Thursday 13th October was the first week of my new astronomy course at Sydney Observatory. Like the first course I attended earlier this year it is presented by Dr Paul Payne. This course aims to expand on the first and build on some of the main concepts of astronomy, including the solar system, gravity, the theory of relativity, the Sun, stars and quantum theory.
This first week was an introduction to the course and focused on some important concepts: light, gas, nebula, the speed of light, atoms (particularly hydrogen), electrical fields, the electromagnetic spectrum and more. It certainly was a packed 2 and a half hours!

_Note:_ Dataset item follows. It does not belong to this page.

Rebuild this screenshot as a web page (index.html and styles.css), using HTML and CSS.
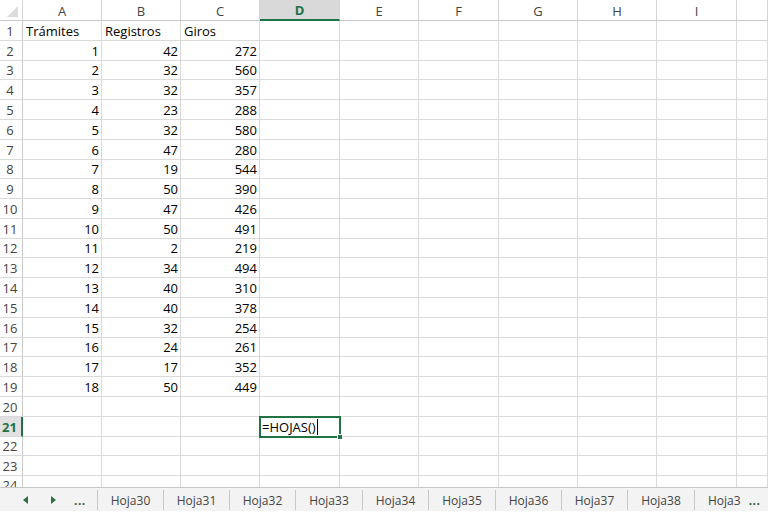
FILE: index.html
```html
<!DOCTYPE html>
<html lang="es">
<head>
<meta charset="utf-8">
<title>Hojas</title>
<link rel="stylesheet" href="styles.css">
</head>
<body>
<div class="sheet">
  <div class="h corner"><svg width="12" height="12" viewBox="0 0 12 12"><polygon points="11,0 11,11 0,11" fill="#dcdcdc"/></svg></div>
  <div class="h">A</div><div class="h">B</div><div class="h">C</div><div class="h hsel">D</div><div class="h">E</div><div class="h">F</div><div class="h">G</div><div class="h">H</div><div class="h">I</div><div class="h"></div>

  <div class="r">1</div><div class="c">Trámites</div><div class="c">Registros</div><div class="c">Giros</div><div class="c"></div><div class="c"></div><div class="c"></div><div class="c"></div><div class="c"></div><div class="c"></div><div class="c"></div>
  <div class="r">2</div><div class="c n">1</div><div class="c n">42</div><div class="c n">272</div><div class="c"></div><div class="c"></div><div class="c"></div><div class="c"></div><div class="c"></div><div class="c"></div><div class="c"></div>
  <div class="r">3</div><div class="c n">2</div><div class="c n">32</div><div class="c n">560</div><div class="c"></div><div class="c"></div><div class="c"></div><div class="c"></div><div class="c"></div><div class="c"></div><div class="c"></div>
  <div class="r">4</div><div class="c n">3</div><div class="c n">32</div><div class="c n">357</div><div class="c"></div><div class="c"></div><div class="c"></div><div class="c"></div><div class="c"></div><div class="c"></div><div class="c"></div>
  <div class="r">5</div><div class="c n">4</div><div class="c n">23</div><div class="c n">288</div><div class="c"></div><div class="c"></div><div class="c"></div><div class="c"></div><div class="c"></div><div class="c"></div><div class="c"></div>
  <div class="r">6</div><div class="c n">5</div><div class="c n">32</div><div class="c n">580</div><div class="c"></div><div class="c"></div><div class="c"></div><div class="c"></div><div class="c"></div><div class="c"></div><div class="c"></div>
  <div class="r">7</div><div class="c n">6</div><div class="c n">47</div><div class="c n">280</div><div class="c"></div><div class="c"></div><div class="c"></div><div class="c"></div><div class="c"></div><div class="c"></div><div class="c"></div>
  <div class="r">8</div><div class="c n">7</div><div class="c n">19</div><div class="c n">544</div><div class="c"></div><div class="c"></div><div class="c"></div><div class="c"></div><div class="c"></div><div class="c"></div><div class="c"></div>
  <div class="r">9</div><div class="c n">8</div><div class="c n">50</div><div class="c n">390</div><div class="c"></div><div class="c"></div><div class="c"></div><div class="c"></div><div class="c"></div><div class="c"></div><div class="c"></div>
  <div class="r">10</div><div class="c n">9</div><div class="c n">47</div><div class="c n">426</div><div class="c"></div><div class="c"></div><div class="c"></div><div class="c"></div><div class="c"></div><div class="c"></div><div class="c"></div>
  <div class="r">11</div><div class="c n">10</div><div class="c n">50</div><div class="c n">491</div><div class="c"></div><div class="c"></div><div class="c"></div><div class="c"></div><div class="c"></div><div class="c"></div><div class="c"></div>
  <div class="r">12</div><div class="c n">11</div><div class="c n">2</div><div class="c n">219</div><div class="c"></div><div class="c"></div><div class="c"></div><div class="c"></div><div class="c"></div><div class="c"></div><div class="c"></div>
  <div class="r">13</div><div class="c n">12</div><div class="c n">34</div><div class="c n">494</div><div class="c"></div><div class="c"></div><div class="c"></div><div class="c"></div><div class="c"></div><div class="c"></div><div class="c"></div>
  <div class="r">14</div><div class="c n">13</div><div class="c n">40</div><div class="c n">310</div><div class="c"></div><div class="c"></div><div class="c"></div><div class="c"></div><div class="c"></div><div class="c"></div><div class="c"></div>
  <div class="r">15</div><div class="c n">14</div><div class="c n">40</div><div class="c n">378</div><div class="c"></div><div class="c"></div><div class="c"></div><div class="c"></div><div class="c"></div><div class="c"></div><div class="c"></div>
  <div class="r">16</div><div class="c n">15</div><div class="c n">32</div><div class="c n">254</div><div class="c"></div><div class="c"></div><div class="c"></div><div class="c"></div><div class="c"></div><div class="c"></div><div class="c"></div>
  <div class="r">17</div><div class="c n">16</div><div class="c n">24</div><div class="c n">261</div><div class="c"></div><div class="c"></div><div class="c"></div><div class="c"></div><div class="c"></div><div class="c"></div><div class="c"></div>
  <div class="r">18</div><div class="c n">17</div><div class="c n">17</div><div class="c n">352</div><div class="c"></div><div class="c"></div><div class="c"></div><div class="c"></div><div class="c"></div><div class="c"></div><div class="c"></div>
  <div class="r">19</div><div class="c n">18</div><div class="c n">50</div><div class="c n">449</div><div class="c"></div><div class="c"></div><div class="c"></div><div class="c"></div><div class="c"></div><div class="c"></div><div class="c"></div>
  <div class="r">20</div><div class="c"></div><div class="c"></div><div class="c"></div><div class="c"></div><div class="c"></div><div class="c"></div><div class="c"></div><div class="c"></div><div class="c"></div><div class="c"></div>
  <div class="r rsel">21</div><div class="c"></div><div class="c"></div><div class="c"></div><div class="c active"><span class="formula">=HOJAS()</span><span class="caret"></span><span class="handle"></span></div><div class="c"></div><div class="c"></div><div class="c"></div><div class="c"></div><div class="c"></div><div class="c"></div>
  <div class="r">22</div><div class="c"></div><div class="c"></div><div class="c"></div><div class="c"></div><div class="c"></div><div class="c"></div><div class="c"></div><div class="c"></div><div class="c"></div><div class="c"></div>
  <div class="r">23</div><div class="c"></div><div class="c"></div><div class="c"></div><div class="c"></div><div class="c"></div><div class="c"></div><div class="c"></div><div class="c"></div><div class="c"></div><div class="c"></div>
  <div class="r r24">24</div><div class="c"></div><div class="c"></div><div class="c"></div><div class="c"></div><div class="c"></div><div class="c"></div><div class="c"></div><div class="c"></div><div class="c"></div><div class="c"></div>
</div>
<div class="tabbar">
  <div class="nav">
    <svg class="arrow" width="5" height="8" viewBox="0 0 5 8"><polygon points="5,0 5,8 0,4" fill="#2f6f46"/></svg>
    <svg class="arrow" width="5" height="8" viewBox="0 0 5 8"><polygon points="0,0 0,8 5,4" fill="#2f6f46"/></svg>
    <span class="more">...</span>
  </div>
  <div class="tab">Hoja30</div>
  <div class="tab">Hoja31</div>
  <div class="tab">Hoja32</div>
  <div class="tab wide">Hoja33</div>
  <div class="tab">Hoja34</div>
  <div class="tab wide">Hoja35</div>
  <div class="tab">Hoja36</div>
  <div class="tab">Hoja37</div>
  <div class="tab wide">Hoja38</div>
  <div class="tab last">Hoja3<span class="more endmore">...</span></div>
</div>
</body>
</html>
```

FILE: styles.css
```css
* { box-sizing: border-box; }

html, body {
  margin: 0;
  padding: 0;
  background: #ffffff;
  width: 768px;
  height: 516px;
  overflow: hidden;
}

body {
  font-family: "Open Sans", "Liberation Sans", sans-serif;
  color: #000;
}

.sheet {
  display: grid;
  grid-template-columns: 23px 79px 79px 79px 80px 79px 80px 79px 79px 80px 1fr;
  grid-template-rows: 21px 20px 20px 19px 20px 20px 20px 20px 19px 20px 20px 20px 19px 20px 20px 20px 20px 19px 20px 20px 20px 20px 19px 20px 12px;
  height: 487px;
  overflow: hidden;
}

.h {
  display: flex;
  align-items: center;
  justify-content: center;
  font-size: 13px;
  color: #444;
  border-right: 1px solid #d4d4d4;
  border-bottom: 1px solid #c9c9c9;
  background: #fff;
  padding-top: 1px;
}

.corner {
  align-items: flex-start;
  justify-content: flex-start;
  padding: 6px 0 0 7px;
}

.hsel {
  background: #d9d9d9;
  color: #217346;
  font-weight: 700;
  border-bottom: 2px solid #217346;
}

.r {
  display: flex;
  align-items: flex-end;
  justify-content: center;
  padding-right: 2px;
  padding-bottom: 0;
  font-size: 13px;
  line-height: 18px;
  color: #444;
  border-right: 1px solid #c9c9c9;
  border-bottom: 1px solid #dadada;
  overflow: hidden;
}

.rsel {
  background: #e1e1e1;
  color: #217346;
  font-weight: 700;
  border-right: 2px solid #217346;
}

.r24 {
  align-items: flex-start;
}

.c {
  display: flex;
  align-items: flex-end;
  padding: 0 2px 0 3px;
  font-size: 13px;
  line-height: 18px;
  white-space: nowrap;
  overflow: hidden;
  border-right: 1px solid #dadada;
  border-bottom: 1px solid #dadada;
}

.n {
  justify-content: flex-end;
}

.active {
  position: relative;
  overflow: visible;
  z-index: 2;
  padding-left: 2px;
}

.active::after {
  content: "";
  position: absolute;
  left: -1px;
  top: -1px;
  right: -2px;
  bottom: -2px;
  border: 2px solid #217346;
  pointer-events: none;
}

.caret {
  display: block;
  width: 1px;
  height: 16px;
  background: #000;
  margin-left: 1px;
  margin-bottom: 1px;
}

.handle {
  position: absolute;
  right: -4px;
  bottom: -4px;
  width: 6px;
  height: 6px;
  background: #217346;
  border: 1px solid #fff;
  z-index: 3;
}

.tabbar {
  display: flex;
  height: 24px;
  background: #f3f3f3;
  border-top: 1px solid #c6c6c6;
}

.nav {
  width: 97px;
  display: flex;
  align-items: center;
  padding-left: 23px;
}

.arrow {
  display: block;
  margin-right: 23px;
}

.arrow + .arrow {
  margin-right: 18px;
}

.more {
  color: #2f5f3f;
  font-weight: 700;
  font-size: 12px;
  letter-spacing: 0.5px;
  line-height: 12px;
  padding-top: 2px;
}

.tab {
  width: 66px;
  height: 20px;
  margin-top: 2px;
  display: flex;
  align-items: center;
  justify-content: center;
  font-size: 12px;
  color: #444;
  border-left: 1px solid #c8c8c8;
}

.wide {
  width: 67px;
}

.last {
  flex: 1;
  justify-content: flex-start;
  padding-left: 13px;
}

.endmore {
  margin-left: 8px;
}
```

Before we left we had time to observe the night sky through the observatory’s over 140 year old telescope, the oldest in Australia, to see great views of the surface of the Moon and Saturn. The views looked similar to the images below:
This was a great introduction to the course. As usual we had our lecture in the basement theatre and were treated to Paul’s 3D graphics and animations to help illustrate the concepts further. I left with a deeper knowledge of light, in particular how influential the wavelength is. Paul showed us many images of nebulae, including the famous Crab nebula, seen below:
This is probably the most familiar shot of the nebula showing the bright blue, green and orange colours. The image below shows the Crab nebula in a variety of wavelengths. By looking at the nebula in different wavelengths it tells astronomers different information about the star.

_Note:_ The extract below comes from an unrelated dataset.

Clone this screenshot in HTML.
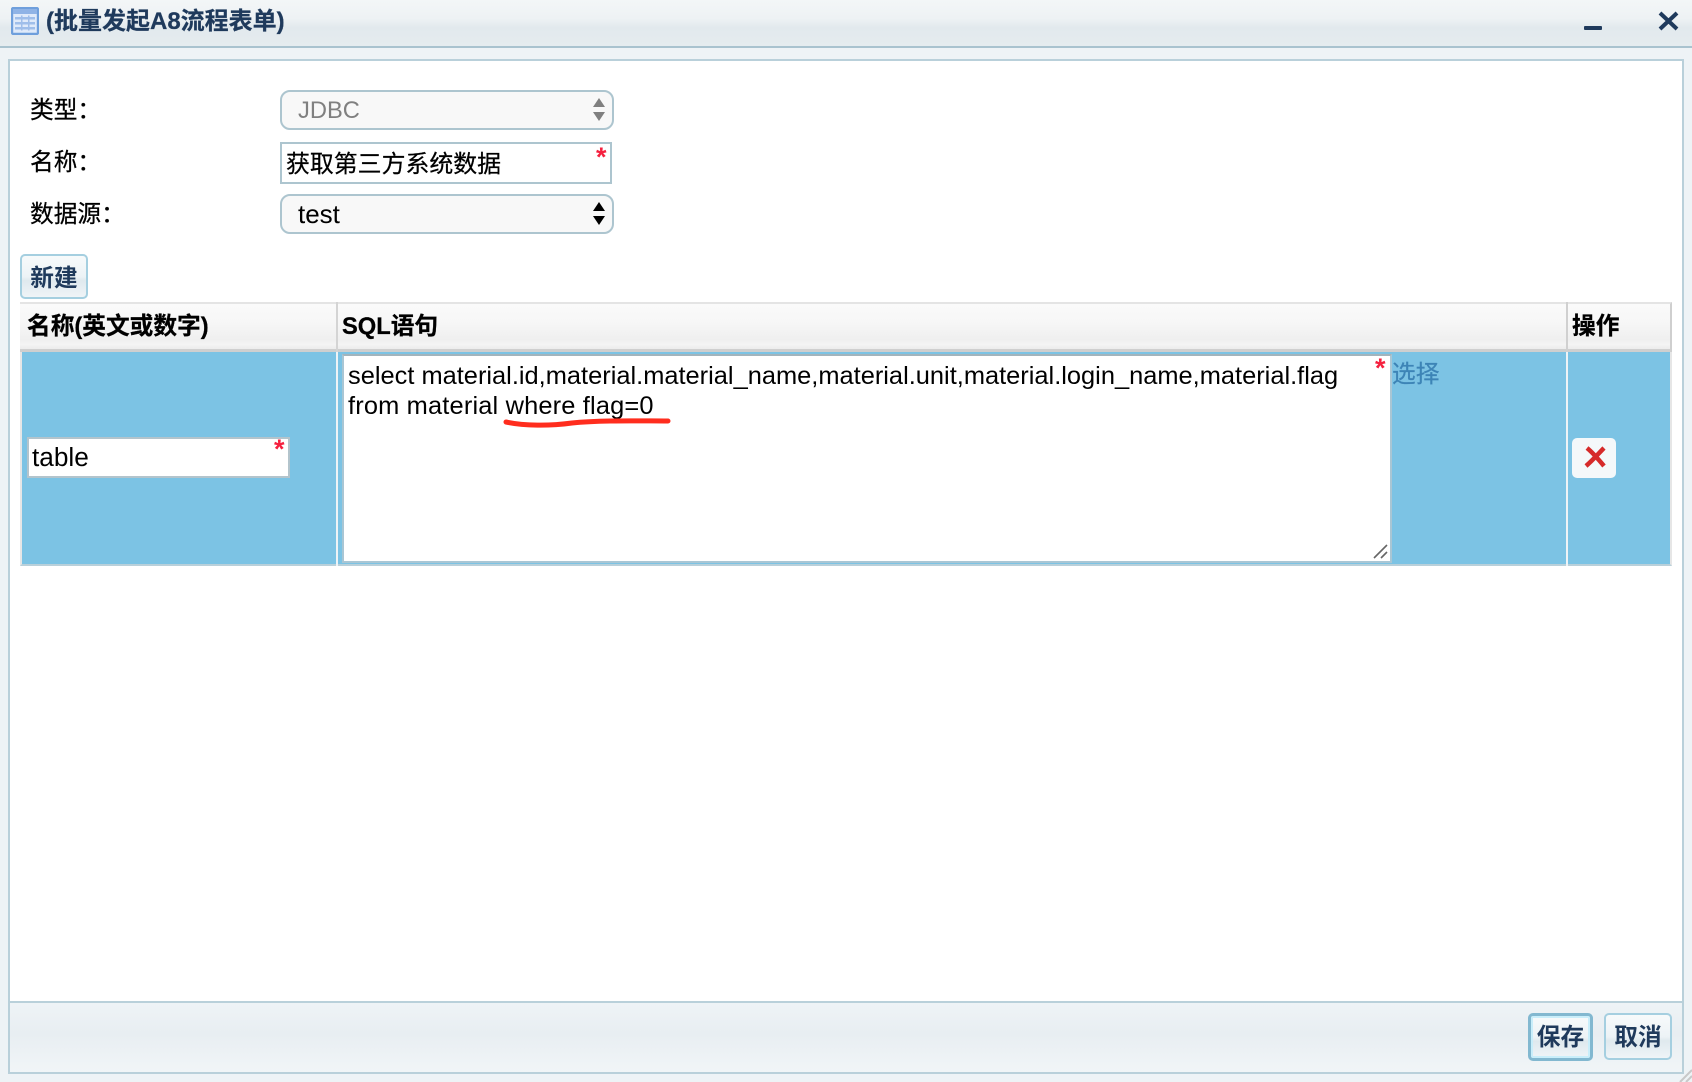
<!DOCTYPE html>
<html><head><meta charset="utf-8"><style>
html,body{margin:0;padding:0}
body{width:1692px;height:1082px;position:relative;overflow:hidden;background:#eef3f6;font-family:"Liberation Sans","Noto Sans CJK SC",sans-serif;color:#000}
div,span,svg{position:absolute;box-sizing:border-box}
.t{white-space:nowrap;line-height:30px;height:30px;font-size:23.7px;-webkit-text-stroke:.25px currentColor}
.l{font-size:25.4px;-webkit-text-stroke:0}
.star{color:#f5213f;font-size:27px;font-weight:bold;line-height:24px;height:24px;white-space:nowrap}
.b{font-weight:bold}
.btn{border:2px solid #a5cfe0;border-radius:5px;background:linear-gradient(#f7fafb 0,#edf3f6 50%,#dfe9ee 60%,#eff4f7 100%);color:#1f3a5c;font-weight:bold;text-align:center;font-size:23.7px}
.sel{background:#f8f8f8;border:2px solid #adc5cf;border-radius:10px}
.th{background:linear-gradient(#fafafa 0,#f7f7f7 40%,#efefef 80%,#f4f4f4 90%,#ececec 100%)}
</style></head><body>
<div style="left:0;top:0;width:1692px;height:48px;background:linear-gradient(#f3f6f7 0,#eef2f4 40%,#e2e9ed 60%,#e5ecef 100%);border-bottom:2px solid #a9c3cf"></div>
<svg style="left:11px;top:7px" width="28" height="28" viewBox="0 0 28 28"><rect x="1" y="1" width="26" height="26" rx="1.5" fill="#dfeafa" stroke="#6f9fdc" stroke-width="2.4"/><rect x="2" y="2" width="24" height="5" fill="#8fb3e6"/><g fill="#9fbeea"><rect x="4" y="10" width="20" height="2.5"/><rect x="4" y="15" width="20" height="2.5"/><rect x="4" y="20" width="20" height="2.5"/><rect x="10" y="8.5" width="1.5" height="15"/><rect x="17" y="8.5" width="1.5" height="15"/></g></svg>
<div class="t b" style="left:46px;top:7px;color:#1f3a5c;font-size:24px">(批量发起A8流程表单)</div>
<div style="left:1584px;top:26px;width:18px;height:4px;background:#1f3a5c;border-radius:1px"></div>
<svg style="left:1658px;top:11px" width="21" height="20" viewBox="0 0 21 20"><path d="M2 2L19 18M19 2L2 18" stroke="#1f3a5c" stroke-width="4"/></svg>

<div style="left:8px;top:59px;width:1676px;height:1015px;border:2px solid #b9d0da;background:#fff"></div>
<div style="left:10px;top:1001px;width:1672px;height:71px;border-top:2px solid #b9d0da;background:linear-gradient(#eef3f6 0,#e8eef2 45%,#f1f5f7 100%)"></div>

<div class="t" style="left:30px;top:96px">类型：</div>
<div class="t" style="left:30px;top:148px">名称：</div>
<div class="t" style="left:30px;top:200px">数据源：</div>

<div class="sel" style="left:280px;top:90px;width:334px;height:40px"></div>
<div class="t" style="left:298px;top:96px;color:#808080;-webkit-text-stroke:0">JDBC</div>
<svg style="left:592px;top:98px" width="14" height="24" viewBox="0 0 14 24"><path d="M7 0L13 9H1ZM1 14H13L7 23Z" fill="#808080"/></svg>

<div style="left:280px;top:142px;width:332px;height:42px;border:2px solid #adc5cf;background:#fff"></div>
<div class="t" style="left:286px;top:150px;font-size:23.9px">获取第三方系统数据</div>
<div class="star" style="left:596px;top:145px">*</div>

<div class="sel" style="left:280px;top:194px;width:334px;height:40px"></div>
<div class="t l" style="left:298px;top:199px;font-size:26px">test</div>
<svg style="left:592px;top:202px" width="14" height="24" viewBox="0 0 14 24"><path d="M7 0L13 9H1ZM1 14H13L7 23Z" fill="#000"/></svg>

<div class="btn" style="left:20px;top:254px;width:68px;height:45px;line-height:46px">新建</div>

<div class="th" style="left:20px;top:302px;width:1652px;height:50px;border-top:2px solid #e4e4e4;border-bottom:3px solid #cfcfcf;border-right:2px solid #cfcfcf"></div>
<div style="left:336px;top:302px;width:2px;height:50px;background:#d4d4d4"></div>
<div style="left:1566px;top:302px;width:2px;height:50px;background:#d0d0d0"></div>
<div class="t b" style="left:27px;top:312px">名称(英文或数字)</div>
<div class="t b" style="left:342px;top:312px">SQL语句</div>
<div class="t b" style="left:1572px;top:312px">操作</div>

<div style="left:20px;top:352px;width:1652px;height:214px;background:#7cc3e4;border-left:2px solid #e6e6e6;border-right:2px solid #e6e6e6;border-bottom:2px solid #b9d0da"></div>
<div style="left:336px;top:352px;width:2px;height:214px;background:#eef3f6"></div>
<div style="left:1566px;top:352px;width:2px;height:214px;background:#eef3f6"></div>

<div style="left:27px;top:437px;width:263px;height:41px;border:2px solid #b3c4cc;background:#fff"></div>
<div class="t l" style="left:32px;top:442px;font-size:26.2px">table</div>
<div class="star" style="left:274px;top:437px">*</div>

<div style="left:342px;top:354px;width:1050px;height:209px;border:2px solid #a9c6d4;border-top-color:#a3b4bc;background:#fff"></div>
<div class="t l" style="left:348px;top:361px;letter-spacing:.01px">select material.id,material.material_name,material.unit,material.login_name,material.flag</div>
<div class="t l" style="left:348px;top:391px;letter-spacing:.17px">from material where flag=0</div>
<div class="star" style="left:1375px;top:356px">*</div>
<svg style="left:1372px;top:542px" width="18" height="18" viewBox="0 0 18 18"><path d="M2 16L15 3M9 16L15 10" stroke="#666" stroke-width="1.6"/></svg>
<svg style="left:500px;top:416px" width="176" height="16" viewBox="0 0 176 16"><path d="M6 6C24 10 50 10 72 7C100 4 140 5 168 5" fill="none" stroke="#ff2d1e" stroke-width="5" stroke-linecap="round"/></svg>
<div class="t" style="left:1392px;top:360px;color:#3d84b6">选择</div>

<div style="left:1572px;top:438px;width:44px;height:40px;background:#f4f8fa;border-radius:5px"></div>
<svg style="left:1584px;top:446px" width="23" height="22" viewBox="0 0 23 22"><path d="M3 2C8 6 15 14 20 20M20 2C15 7 9 14 2 20" fill="none" stroke="#d62a2a" stroke-width="4.5"/></svg>

<div class="btn" style="left:1528px;top:1013px;width:65px;height:48px;line-height:44px;border:3px solid #82b8d0;box-shadow:inset 0 0 0 2px #c9eefa">保存</div>
<div class="btn" style="left:1604px;top:1013px;width:68px;height:47px;line-height:46px">取消</div>
<svg style="left:1678px;top:1068px" width="14" height="14" viewBox="0 0 14 14"><path d="M2 14L14 2M8 14L14 8" stroke="#c8c8c8" stroke-width="2"/></svg>
</body></html>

X-Rays for example are collected by the NASA Chandra space telescope, amongst other devices. Many things in space emit x-rays, such as black holes, neutron stars, binary star systems, supernova remnants, stars, the Sun and even some comets. Because X-Rays are absorbed by Earth’s atmosphere the Chandra telescope must orbit above it to an altitude of 139,000km. X-Rays are produced in the universe when matter is heated to millions of degrees. These temperatures occur when high magnetic fields, or extreme gravity, or explosive forces, hold sway. Chandra can also trace hot gas from an exploding star or even a black hole. Chandra can help to define the hot , turbulent regions of space to help us understand the origin, evolution and density of the universe. The image of the Crab above in x-ray shows blue colour and in the centre a pulsar can be seen. The star was first discovered in 1942 by Rudolf Minkowski and then later in 1968 the star was found to be emitting its radiation in rapid pulses, becoming one of the first pulsars to be discovered.